The interface in Python is directly mapped from the C++ API. So you can guess easily how you can write down the Python version of the C++ code introduced before. Since we talk to a C++ library in the back, PyROOT supports to create any C++ type in the Python world out-of-the-box so you can pass data to your C++ library. Here, you can see how this maps to a `std::vector<string>` used as a filelist for the ROOT dataframe.

In [None]:
files = ROOT.std.vector("string")()
files.push_back("root://eospublic.cern.ch//eos/root-eos/cms_opendata_2012_nanoaod/Run2012B_DoubleMuParked.root")
files.push_back("root://eospublic.cern.ch//eos/root-eos/cms_opendata_2012_nanoaod/Run2012C_DoubleMuParked.root")
df = ROOT.RDataFrame("Events", files)

## Filter relevant events for this analysis

**Fill in the correct expressions to select ...**

1. Events with exactly two muons
2. Events with muons of opposite charge

Same than in the C++ example!

In [None]:
df_2mu = df.Filter("do something with nMuon", "Events with exactly two muons")
df_os = df_2mu.Filter("do something with Muon_charge", "Muons with opposite charge")

## Perform complex operations in Python, efficiently!

Since we still want to perform complex operations in Python but plain Python code is prone to be slow and not thread-safe, you can inject C++ functions doing the work in your event loop during runtime. This mechanism uses the C++ interpreter `cling ` shipped with ROOT, making this possible in a single line of code.

Note, that we are using here the `Define` node of the computation graph with a jitted function, calling into the code declared with the interpreter. This allows you to implement the computational expensive parts of your event loop in C++ directly from Python.

In [None]:
ROOT.gInterpreter.Declare(
    """
    using Vec_t = const ROOT::VecOps::RVec<float>&;
    float compute_mass(Vec_t pt, Vec_t eta, Vec_t phi, Vec_t mass) {
        ROOT::Math::PtEtaPhiMVector p1(pt[0], eta[0], phi[0], mass[0]);
        ROOT::Math::PtEtaPhiMVector p2(pt[1], eta[1], phi[1], mass[1]);
        return (p1 + p2).mass();
    }
    """)
df_mass = df_os.Define("Dimuon_mass", "compute_mass(Muon_pt, Muon_eta, Muon_phi, Muon_mass)")

## Make a histogram and draw the result

The rest of the analysis is direclty translated to Python.
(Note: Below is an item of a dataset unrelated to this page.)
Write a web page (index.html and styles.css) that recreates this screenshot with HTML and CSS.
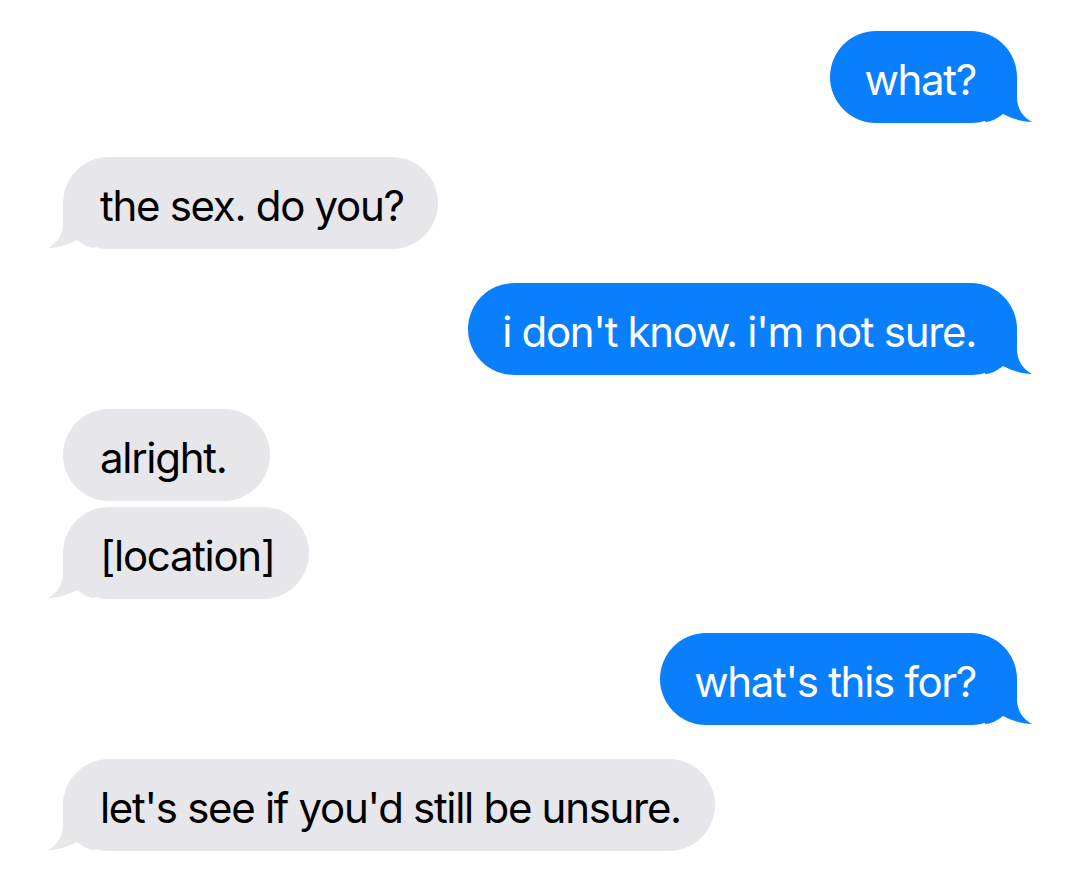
FILE: index.html
```html
<!DOCTYPE html>
<html lang="en">
<head>
    <meta charset="UTF-8">
    <meta name="viewport" content="width=device-width, initial-scale=1.0">
    <title>Messages</title>
    <link rel="stylesheet" href="styles.css">
</head>
<body>

<div class="thread">
    <div class="msg sent">
        <div class="bubble">what?
            <svg class="tail" viewBox="0 0 50 46"><path d="M0 0 L32 0 L32 20 C32 32 38 40 47 45 C38 45 28 42 18 37 C12 42 5 45 0 45 Z"/></svg>
        </div>
    </div>

    <div class="msg received">
        <div class="bubble">the sex. do you?
            <svg class="tail" viewBox="0 0 50 46"><path d="M0 0 L32 0 L32 20 C32 32 38 40 47 45 C38 45 28 42 18 37 C12 42 5 45 0 45 Z"/></svg>
        </div>
    </div>

    <div class="msg sent">
        <div class="bubble">i don't know. i'm not sure.
            <svg class="tail" viewBox="0 0 50 46"><path d="M0 0 L32 0 L32 20 C32 32 38 40 47 45 C38 45 28 42 18 37 C12 42 5 45 0 45 Z"/></svg>
        </div>
    </div>

    <div class="msg received group">
        <div class="bubble short">alright.</div>
        <div class="bubble">[location]
            <svg class="tail" viewBox="0 0 50 46"><path d="M0 0 L32 0 L32 20 C32 32 38 40 47 45 C38 45 28 42 18 37 C12 42 5 45 0 45 Z"/></svg>
        </div>
    </div>

    <div class="msg sent">
        <div class="bubble">what's this for?
            <svg class="tail" viewBox="0 0 50 46"><path d="M0 0 L32 0 L32 20 C32 32 38 40 47 45 C38 45 28 42 18 37 C12 42 5 45 0 45 Z"/></svg>
        </div>
    </div>

    <div class="msg received">
        <div class="bubble">let's see if you'd still be unsure.
            <svg class="tail" viewBox="0 0 50 46"><path d="M0 0 L32 0 L32 20 C32 32 38 40 47 45 C38 45 28 42 18 37 C12 42 5 45 0 45 Z"/></svg>
        </div>
    </div>
</div>

</body>
</html>
```

FILE: styles.css
```css
body {
    margin: 0;
    background-color: #ffffff;
    font-family: Inter, "Noto Sans", sans-serif;
}

.thread {
    display: flex;
    flex-direction: column;
    gap: 34px;
    padding: 31px 63px 0 63px;
}

.msg {
    display: flex;
    flex-direction: column;
    gap: 6px;
}

.sent {
    align-items: flex-end;
}

.received {
    align-items: flex-start;
}

.bubble {
    position: relative;
    height: 92px;
    box-sizing: border-box;
    padding-top: 5px;
    line-height: 87px;
    font-size: 42px;
    letter-spacing: -1.3px;
    border-radius: 46px;
    white-space: nowrap;
}

.sent .bubble {
    background-color: #0a7ffe;
    color: #ffffff;
    padding-left: 34px;
    padding-right: 41px;
}

.received .bubble {
    background-color: #e6e6eb;
    color: #000000;
    padding-left: 37px;
    padding-right: 34px;
}

.received .short {
    padding-right: 44px;
}

.tail {
    position: absolute;
    bottom: 0;
    width: 50px;
    height: 46px;
}

.sent .tail {
    right: -18px;
    fill: #0a7ffe;
}

.received .tail {
    left: -18px;
    fill: #e6e6eb;
    transform: scaleX(-1);
}
```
Have a look at the code and compare to the C++ version.

**Adjust the plotting range accordingly to the C++ version.**

In [None]:
df_range = df_mass.Range(100000)

In [None]:
nbins = 30000
low = 100
up = 300
h = df_range.Histo1D(("Dimuon_mass", "Dimuon_mass", nbins, low, up), "Dimuon_mass")

In [None]:
report = df_range.Report()

In [None]:
%%time
ROOT.gStyle.SetOptStat(0); ROOT.gStyle.SetTextFont(42)
c = ROOT.TCanvas("c", "", 800, 700)
c.SetLogx(); c.SetLogy()
h.SetTitle("")
h.GetXaxis().SetTitle("m_{#mu#mu} (GeV)"); h.GetXaxis().SetTitleSize(0.04)
h.GetYaxis().SetTitle("N_{Events}"); h.GetYaxis().SetTitleSize(0.04)
h.Draw()

label = ROOT.TLatex(); label.SetNDC(True)
label.SetTextSize(0.040); label.DrawLatex(0.100, 0.920, "#bf{CMS Open Data}")
label.SetTextSize(0.030); label.DrawLatex(0.630, 0.920, "#sqrt{s} = 8 TeV, L_{int} = 11.6 fb^{-1}");

In [None]:
%jsroot on
c.Draw()

In [None]:
report.Print()